El mayor triunfo del resurgimiento de la ultraderecha a ambas orillas del Atlántico ha sido crear una nueva rebeldía, identificando grupos de la población abandonados o defraudados por el sistema político, ofreciéndoles un relato que identifica fácilmente como fuentes de su malestar a unos enemigos reconocibles y a la mano, justamente quienes han sido los históricamente oprimidos: mujeres feministas, minorías racializadas, migrantes de pueblos de ultramar expoliados por el colonialismo europeo, personas de la diversidad sexual. En el discurso radical de Meloni, Abascal y Orban, todos ellos se transforman en opresores y en la razón principal para que una generación de europeos viva en el descontento provocado por la precariedad económica, la frustración y el desempleo. La obsesión por la pureza nacional y racial invocada por las versiones originales del fascismo y el nazismo queda entonces desplazada y disimulada por un discurso reivindicatorio que elude o trastoca los hechos políticos y económicos de fondo y se concentra en sembrar mensajes que apuntan a buscar victimarios que transforman en blancos accesibles, confundiendo datos y mezclando medias verdades con mentiras, haciendo pasar la mala educación por valentía, epatando en foros de televisión, basureando reivindicaciones ajenas para captar la atención de la prensa y pautear las respuestas del adversario. Que todos los contenidos se consuman en desmentidos sucesivos a las falsedades que ellos difunden y que cada vez que alguien exija disculpas por el daño provocado por una calumnia, la vuelta de tuerca sea victimizarse en nombre de la libertad de expresión. El siguiente paso para llegar al poder ya fue definido por Steve Bannon, consejero de Trump y Meloni: “Ponle una cara razonable al populismo de derecha y saldrás electo”. Lo que ya está demostrado -por el propio Trump, por Orban en Hungría, Bolsonaro en Brasil y Bukele en El Salvador- es que la moderación aparente durante la campaña se esfuma una vez que acceden a los despachos ejecutivos. Países distantes, sociedades diferentes, pero una misma receta tóxica con ingredientes variables distribuida a través de las redes sociales a gran escala, como un tejido vivo que se expande invisible, alimentado por vasos sanguíneos que se ensanchan virtualmente y en paralelo a la acción presencial.
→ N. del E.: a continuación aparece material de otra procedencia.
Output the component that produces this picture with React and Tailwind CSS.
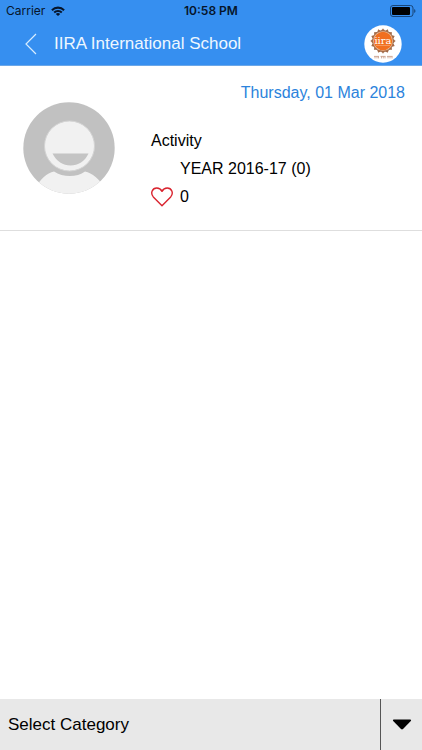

En su libro Contra todo lo podrido, el investigador chileno Rodrigo Pérez de Arce se interna en un movimiento local de este tipo, auscultando las razones de sus miembros para adherir a lo que en un episodio de la publicación define como una “cazuela ideológica”, análoga a la de Meloni. Un conjunto de postulados disímiles, muchas veces contradictorios, que solo cobran coherencia por la voluntad de acción concreta que el movimiento empuja. Quienes se alimentan de este menjunje son personas comunes y corrientes, trabajadoras responsables, que tienen en común al menos dos elementos: un relato sacrificial de sus vidas, con trayectorias llenas de dificultades económicas y la percepción muy real de falta de pertenencia a una comunidad y de abandono institucional. En el caso del movimiento nacionalista indagado por Pérez de Arce, les provee no solo de la compañía que carecen, también de un sentido y de una delimitación clara de quiénes son sus opresores: los organismos internacionales, los inmigrantes, el feminismo y los políticos en general. Una rebeldía nueva que, conducida por el líder adecuado y ajustándose a las recetas probadas, puede llegar al poder, como ya ha ocurrido antes, como sigue ocurriendo ahora.